Right Angled Triangles – As the name suggests, this type of triangle is one which features a right angle. You can see in the diagram below, that right angles are often shown with a square corner. The angles still add up to 180° and the two other angles will always be acute, but not necessarily the same size. A right-angled triangle can be isosceles if one of its angles is 90°.
Scalene Triangles – This final type of triangle has no equal sides or angles. Depending on the size of the angles, a scalene triangle can also be right angled! Can you spot the right-angled scalene triangle below?
Step 4 - Putting it into practise...
Why not apply the above to the following triangles questions together?
a) Steve has drawn a triangle as follows. What type of triangle is it?
b) Martha has a triangle with angles 70°, 10° and 100°. What type of triangle is it?
c) How many of these triangles could be labelled isosceles?
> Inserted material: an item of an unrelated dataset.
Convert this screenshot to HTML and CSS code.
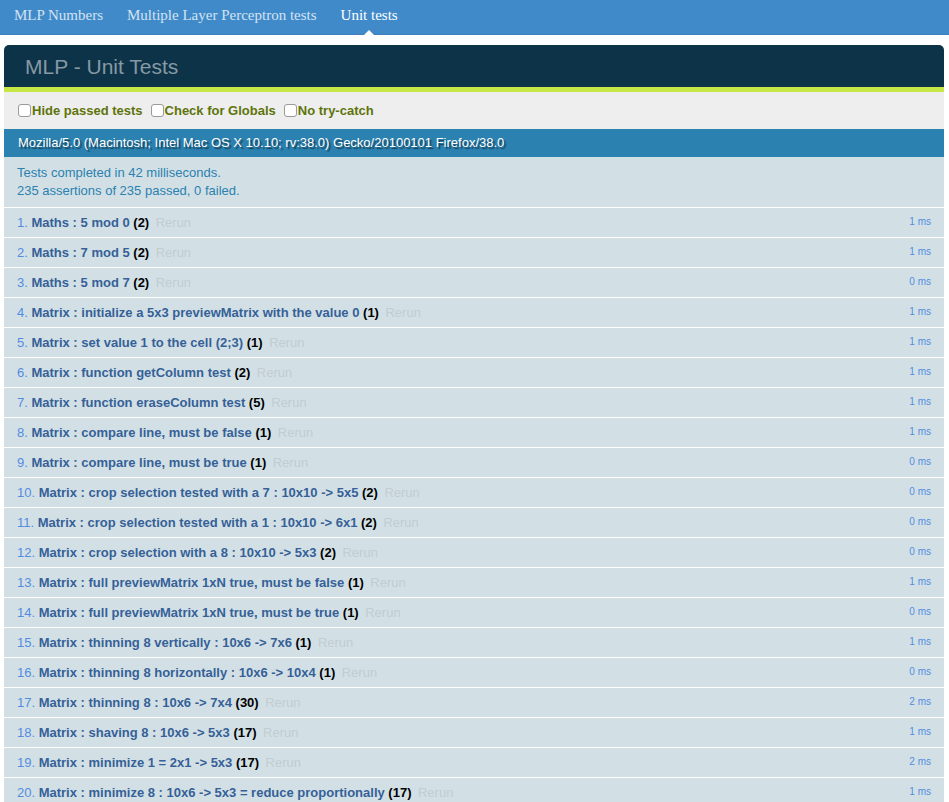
FILE: index.html
```
<!DOCTYPE html>
<html>
<head>
<meta charset="utf-8">
<title>MLP - Unit Tests</title>
<link rel="stylesheet" href="styles.css">
</head>
<body>
<nav class="topnav">
  <a class="nav-item" href="#">MLP Numbers</a>
  <a class="nav-item" href="#">Multiple Layer Perceptron tests</a>
  <a class="nav-item active" href="#">Unit tests</a>
</nav>
<div class="qunit">
  <h1 class="qunit-header">MLP - Unit Tests</h1>
  <div class="qunit-banner"></div>
  <div class="toolbar">
    <label class="opt"><input type="checkbox" class="cb">Hide passed tests</label>
    <label class="opt"><input type="checkbox" class="cb">Check for Globals</label>
    <label class="opt"><input type="checkbox" class="cb">No try-catch</label>
  </div>
  <div class="useragent">Mozilla/5.0 (Macintosh; Intel Mac OS X 10.10; rv:38.0) Gecko/20100101 Firefox/38.0</div>
  <div class="testresult">Tests completed in 42 milliseconds.<br>235 assertions of 235 passed, 0 failed.</div>
  <ol class="tests">
    <li class="test"><span class="num">1.</span><strong class="name">Maths : 5 mod 0 <b class="counts">(2)</b></strong><a class="rerun" href="#">Rerun</a><span class="runtime">1 ms</span></li>
    <li class="test"><span class="num">2.</span><strong class="name">Maths : 7 mod 5 <b class="counts">(2)</b></strong><a class="rerun" href="#">Rerun</a><span class="runtime">1 ms</span></li>
    <li class="test"><span class="num">3.</span><strong class="name">Maths : 5 mod 7 <b class="counts">(2)</b></strong><a class="rerun" href="#">Rerun</a><span class="runtime">0 ms</span></li>
    <li class="test"><span class="num">4.</span><strong class="name">Matrix : initialize a 5x3 previewMatrix with the value 0 <b class="counts">(1)</b></strong><a class="rerun" href="#">Rerun</a><span class="runtime">1 ms</span></li>
    <li class="test"><span class="num">5.</span><strong class="name">Matrix : set value 1 to the cell (2;3) <b class="counts">(1)</b></strong><a class="rerun" href="#">Rerun</a><span class="runtime">1 ms</span></li>
    <li class="test"><span class="num">6.</span><strong class="name">Matrix : function getColumn test <b class="counts">(2)</b></strong><a class="rerun" href="#">Rerun</a><span class="runtime">1 ms</span></li>
    <li class="test"><span class="num">7.</span><strong class="name">Matrix : function eraseColumn test <b class="counts">(5)</b></strong><a class="rerun" href="#">Rerun</a><span class="runtime">1 ms</span></li>
    <li class="test"><span class="num">8.</span><strong class="name">Matrix : compare line, must be false <b class="counts">(1)</b></strong><a class="rerun" href="#">Rerun</a><span class="runtime">1 ms</span></li>
    <li class="test"><span class="num">9.</span><strong class="name">Matrix : compare line, must be true <b class="counts">(1)</b></strong><a class="rerun" href="#">Rerun</a><span class="runtime">0 ms</span></li>
    <li class="test"><span class="num">10.</span><strong class="name">Matrix : crop selection tested with a 7 : 10x10 -&gt; 5x5 <b class="counts">(2)</b></strong><a class="rerun" href="#">Rerun</a><span class="runtime">0 ms</span></li>
    <li class="test"><span class="num">11.</span><strong class="name">Matrix : crop selection tested with a 1 : 10x10 -&gt; 6x1 <b class="counts">(2)</b></strong><a class="rerun" href="#">Rerun</a><span class="runtime">0 ms</span></li>
    <li class="test"><span class="num">12.</span><strong class="name">Matrix : crop selection with a 8 : 10x10 -&gt; 5x3 <b class="counts">(2)</b></strong><a class="rerun" href="#">Rerun</a><span class="runtime">0 ms</span></li>
    <li class="test"><span class="num">13.</span><strong class="name">Matrix : full previewMatrix 1xN true, must be false <b class="counts">(1)</b></strong><a class="rerun" href="#">Rerun</a><span class="runtime">1 ms</span></li>
    <li class="test"><span class="num">14.</span><strong class="name">Matrix : full previewMatrix 1xN true, must be true <b class="counts">(1)</b></strong><a class="rerun" href="#">Rerun</a><span class="runtime">0 ms</span></li>
    <li class="test"><span class="num">15.</span><strong class="name">Matrix : thinning 8 vertically : 10x6 -&gt; 7x6 <b class="counts">(1)</b></strong><a class="rerun" href="#">Rerun</a><span class="runtime">1 ms</span></li>
    <li class="test"><span class="num">16.</span><strong class="name">Matrix : thinning 8 horizontally : 10x6 -&gt; 10x4 <b class="counts">(1)</b></strong><a class="rerun" href="#">Rerun</a><span class="runtime">0 ms</span></li>
    <li class="test"><span class="num">17.</span><strong class="name">Matrix : thinning 8 : 10x6 -&gt; 7x4 <b class="counts">(30)</b></strong><a class="rerun" href="#">Rerun</a><span class="runtime">2 ms</span></li>
    <li class="test"><span class="num">18.</span><strong class="name">Matrix : shaving 8 : 10x6 -&gt; 5x3 <b class="counts">(17)</b></strong><a class="rerun" href="#">Rerun</a><span class="runtime">1 ms</span></li>
    <li class="test"><span class="num">19.</span><strong class="name">Matrix : minimize 1 = 2x1 -&gt; 5x3 <b class="counts">(17)</b></strong><a class="rerun" href="#">Rerun</a><span class="runtime">2 ms</span></li>
    <li class="test"><span class="num">20.</span><strong class="name">Matrix : minimize 8 : 10x6 -&gt; 5x3 = reduce proportionally <b class="counts">(17)</b></strong><a class="rerun" href="#">Rerun</a><span class="runtime">1 ms</span></li>
  </ol>
</div>
</body>
</html>
```
FILE: styles.css
```
html, body {
  margin: 0;
  padding: 0;
  background: #fff;
}
body {
  font-family: "Liberation Sans", Arial, Helvetica, sans-serif;
}
.topnav {
  position: relative;
  display: flex;
  height: 34px;
  padding-left: 2px;
  background: #418ac9;
  border-bottom: 1px solid #3b80bd;
}
.nav-item {
  position: relative;
  padding: 0 12px;
  line-height: 31px;
  font-family: "Liberation Serif", "Times New Roman", serif;
  font-size: 15px;
  color: #d3e3f3;
  text-decoration: none;
}
.nav-item.active {
  color: #fff;
}
.nav-item.active::after {
  content: "";
  position: absolute;
  left: 50%;
  bottom: -1px;
  margin-left: -5px;
  width: 0;
  height: 0;
  border-left: 5px solid transparent;
  border-right: 5px solid transparent;
  border-bottom: 5px solid #fff;
}
.qunit {
  margin: 10px 5px 0 4px;
}
.qunit-header {
  margin: 0;
  padding: 10.5px 0 10.5px 21px;
  font-size: 21px;
  line-height: 21px;
  font-weight: 400;
  color: #8699a4;
  background: #0d3349;
  border-radius: 5px 5px 0 0;
}
.qunit-banner {
  height: 5px;
  background: #c6e746;
}
.toolbar {
  display: flex;
  align-items: center;
  gap: 8px;
  padding: 9px 14px;
  line-height: 19px;
  background: #eee;
  color: #5e740b;
  font-size: 13px;
  font-weight: bold;
}
.opt {
  display: flex;
  align-items: center;
}
.cb {
  appearance: none;
  -webkit-appearance: none;
  box-sizing: border-box;
  width: 13px;
  height: 13px;
  margin: 0 1px 0 0;
  border: 1px solid #9a9a9a;
  border-radius: 3px;
  background: #fff;
}
.useragent {
  padding: 6px 14px 6px 14px;
  line-height: 16px;
  background: #2b81af;
  color: #fff;
  font-size: 13px;
  text-shadow: rgba(0, 0, 0, 0.5) 2px 2px 1px;
}
.testresult {
  padding: 7px 13px 7px 13px;
  line-height: 18px;
  color: #2b81af;
  background: #d2e0e6;
  font-size: 13px;
  border-bottom: 1px solid #fff;
}
.tests {
  list-style: none;
  margin: 0;
  padding: 0;
}
.test {
  display: flex;
  align-items: center;
  height: 29px;
  padding: 0 13px;
  font-size: 13px;
  color: #528ce0;
  background: #d2e0e6;
  border-bottom: 1px solid #fff;
  white-space: nowrap;
}
.num {
  margin-right: 3.6px;
}
.name {
  color: #366097;
  font-weight: bold;
}
.counts {
  color: #000;
}
.rerun {
  padding: 0 6.5px;
  color: #c2ccd1;
  text-decoration: none;
}
.runtime {
  margin-left: auto;
  font-size: 10px;
  margin-top: -2px;
}
```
d) Ben says he has drawn a triangle with 2 right angles. Is he correct? Explain why.
Step 5 - Give it a go...
Now that you’ve covered this lesson together, why not put this to the test and assign your child the following geometry activities in this order? All activities are created by teachers and automatically marked. Plus, with an EdPlace subscription, we can automatically progress your child at a level that's right for them. Sending you progress reports along the way so you can track and measure progress, together - brilliant!
a) Steve has drawn a right-angled triangle. Due to the other angles being equal it could also be isosceles.
b) Martha has a scalene triangle.
c) There are 4 isosceles triangles. The other 2 triangles are right angled scalene and scalene.
d) A triangle can never have two right angles, so Ben is not correct. 2 angles of 90° would make a straight line, not a triangle!